### COLLECTED DATA
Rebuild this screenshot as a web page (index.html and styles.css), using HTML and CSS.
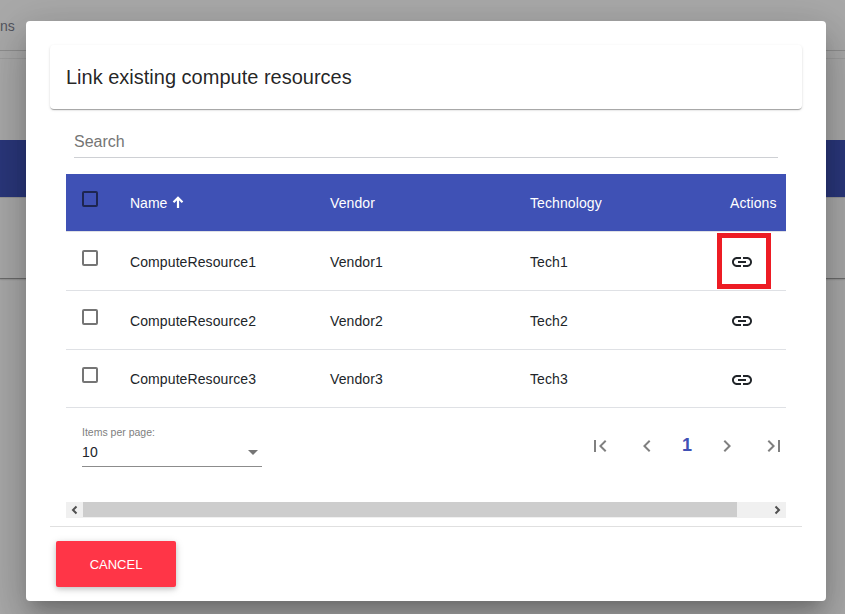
FILE: index.html
```html
<!DOCTYPE html>
<html lang="en">
<head>
<meta charset="utf-8">
<title>Compute resources</title>
<link rel="stylesheet" href="styles.css">
</head>
<body>
<svg class="sprite" aria-hidden="true">
  <symbol id="link" viewBox="0 0 24 24"><path d="M3.9 12c0-1.71 1.39-3.1 3.1-3.1h4V7H7c-2.76 0-5 2.24-5 5s2.24 5 5 5h4v-1.9H7c-1.71 0-3.1-1.39-3.1-3.1zM8 13h8v-2H8v2zm9-6h-4v1.9h4c1.71 0 3.1 1.39 3.1 3.1s-1.39 3.1-3.1 3.1h-4V17h4c2.76 0 5-2.24 5-5s-2.24-5-5-5z"/></symbol>
  <symbol id="first" viewBox="0 0 24 24"><path d="M18.41 16.59L13.82 12l4.59-4.59L17 6l-6 6 6 6zM6 6h2v12H6z"/></symbol>
  <symbol id="prev" viewBox="0 0 24 24"><path d="M15.41 7.41L14 6l-6 6 6 6 1.41-1.41L10.83 12z"/></symbol>
  <symbol id="next" viewBox="0 0 24 24"><path d="M10 6L8.59 7.41 13.17 12l-4.58 4.59L10 18l6-6z"/></symbol>
  <symbol id="last" viewBox="0 0 24 24"><path d="M5.59 7.41L10.18 12l-4.59 4.59L7 18l6-6-6-6zM16 6h2v12h-2z"/></symbol>
</svg>
<div class="page">
  <header class="page-nav">ns</header>
  <div class="page-toolbar"></div>
  <div class="page-card">
    <div class="page-search"></div>
    <div class="page-head"></div>
    <div class="page-row"></div>
  </div>
</div>
<div class="backdrop">
  <section class="dialog" role="dialog">
    <h1 class="title">Link existing compute resources</h1>
    <div class="content">
      <div class="search">Search</div>
      <div class="table">
        <div class="row head">
          <span class="check"></span>
          <span class="name">Name <svg class="sort" viewBox="0 0 12 12"><path d="M6 12V2M1.5 6.2L6 1.7l4.5 4.5"/></svg></span>
          <span>Vendor</span><span>Technology</span><span class="actions">Actions</span>
        </div>
        <div class="row">
          <span class="check"></span><span>ComputeResource1</span><span>Vendor1</span><span>Tech1</span>
          <span class="action"><svg class="icon"><use href="#link"/></svg><i class="highlight"></i></span>
        </div>
        <div class="row">
          <span class="check"></span><span>ComputeResource2</span><span>Vendor2</span><span>Tech2</span>
          <span class="action"><svg class="icon"><use href="#link"/></svg></span>
        </div>
        <div class="row last">
          <span class="check"></span><span>ComputeResource3</span><span>Vendor3</span><span>Tech3</span>
          <span class="action"><svg class="icon"><use href="#link"/></svg></span>
        </div>
      </div>
      <div class="paginator">
        <div class="size">
          <div class="size-label">Items per page:</div>
          <div class="select">10<span class="caret"></span></div>
        </div>
        <nav class="pages">
          <svg class="icon"><use href="#first"/></svg>
          <svg class="icon"><use href="#prev"/></svg>
          <b class="current">1</b>
          <svg class="icon"><use href="#next"/></svg>
          <svg class="icon"><use href="#last"/></svg>
        </nav>
      </div>
      <div class="scrollbar">
        <svg class="arrow" viewBox="0 0 17 16"><path d="M10.5 4.5L7 8l3.5 3.5"/></svg>
        <div class="thumb"></div>
        <svg class="arrow" viewBox="0 0 17 16"><path d="M6.5 4.5L10 8l-3.5 3.5"/></svg>
      </div>
    </div>
    <footer class="footer"><button class="cancel">CANCEL</button></footer>
  </section>
</div>
</body>
</html>
```
FILE: styles.css
```css
* { box-sizing: border-box; }
body {
  margin: 0;
  height: 614px;
  overflow: hidden;
  position: relative;
  font-family: "Liberation Sans", Arial, sans-serif;
  font-size: 14px;
  color: #212529;
  background: #fafafa;
}
.sprite { display: none; }
.icon { width: 24px; height: 24px; display: block; fill: currentColor; }

.page-nav { height: 51px; padding-top: 18px; border-bottom: 1px solid #d2d2d2; color: #7a7e8c; line-height: 16px; }
.page-toolbar { height: 8px; border-bottom: 1px solid #e8e8e8; }
.page-card { height: 219px; box-shadow: 0 1px 1px rgba(0,0,0,.3), 0 2px 2px rgba(0,0,0,.1); }
.page-search { height: 81px; }
.page-head { height: 57px; background: #3f51b5; }
.page-row { height: 81px; border-top: 1px solid #dedede; }

.backdrop {
  position: absolute;
  inset: 0;
  padding: 21px 19px 13px 26px;
  background: rgba(0,0,0,.32);
}
.dialog {
  height: 580px;
  padding: 24px;
  border-radius: 4px;
  background: #fff;
  box-shadow: 0 11px 15px -7px rgba(0,0,0,.2), 0 24px 38px 3px rgba(0,0,0,.14), 0 9px 46px 8px rgba(0,0,0,.12);
}
.title {
  margin: 0;
  height: 64px;
  padding: 0 16px;
  border-radius: 4px;
  font-size: 20px;
  font-weight: 400;
  line-height: 64px;
  color: rgba(0,0,0,.87);
  box-shadow: 0 2px 1px -1px rgba(0,0,0,.2), 0 1px 1px rgba(0,0,0,.14), 0 1px 3px rgba(0,0,0,.12);
}
.content { padding: 24px 16px 8px; border-bottom: 1px solid #e0e0e0; }
.search {
  height: 25px;
  margin: 0 8px 16px;
  border-bottom: 1px solid #ced0d4;
  font-size: 16px;
  line-height: 18px;
  color: #757575;
}

.row {
  height: 59px;
  display: grid;
  grid-template-columns: 48px 200px 200px 199px 57px;
  padding: 2px 0 0 16px;
  align-items: center;
  border-bottom: 1px solid #dfe1e5;
  line-height: 16px;
  letter-spacing: .1px;
}
.row.head { height: 58px; padding-top: 0; background: #3f51b5; background-clip: padding-box; color: #fff; }
.row.last { height: 58px; padding-top: 1px; }
.check { width: 16px; height: 16px; margin-bottom: 9px; border: 2px solid #757575; border-radius: 2px; }
.head .check { margin-bottom: 7px; border-color: #1d2550; }
.last .check { margin-bottom: 8px; }
.name { display: flex; align-items: center; letter-spacing: 0; }
.actions { padding-left: 1px; }
.sort { width: 12px; height: 12px; margin: -1px 0 0 5px; fill: none; stroke: #fff; stroke-width: 2.2; }
.action { position: relative; padding-left: 1px; }
.last .action { padding-top: 1px; }
.highlight { position: absolute; left: -12px; top: -17px; width: 54px; height: 56px; border: 5px solid #ed1c24; }

.paginator { height: 94px; display: flex; justify-content: space-between; padding: 18px 0 0 16px; }
.size { width: 180px; }
.size-label { font-size: 10.5px; line-height: 12px; color: #808080; }
.select {
  height: 29px;
  display: flex;
  justify-content: space-between;
  padding: 6px 4px 0 0;
  border-bottom: 1px solid #8c8c8c;
  line-height: 17px;
  letter-spacing: .2px;
}
.caret { margin-top: 6px; width: 10px; height: 5px; background: #757575; clip-path: polygon(0 0, 100% 0, 50% 100%); }
.pages { height: 24px; margin-top: 8px; display: grid; grid-template-columns: 47px 46px 34px 47px 24px; color: #808080; }
.current { font-size: 18px; line-height: 22px; text-align: left; padding-left: 1px; color: #3f51b5; }

.scrollbar { height: 16px; display: flex; background: #f0f0f0; }
.arrow { width: 17px; height: 16px; fill: none; stroke: #505050; stroke-width: 2; }
.thumb { width: 654px; height: 15px; margin-right: 32px; background: #cdcdcd; }
.footer { padding: 14px 6px; }
.cancel {
  display: block;
  width: 120px;
  height: 46px;
  padding: 0;
  border: 0;
  border-radius: 2px;
  background: #ff3547;
  color: #fff;
  font-family: inherit;
  font-size: 13px;
  box-shadow: 0 2px 5px rgba(0,0,0,.16), 0 2px 10px rgba(0,0,0,.12);
}
```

### AIM
Determine how many lines of this listing contain "styles", and give only the number.

### WRITTEN RESPONSE
3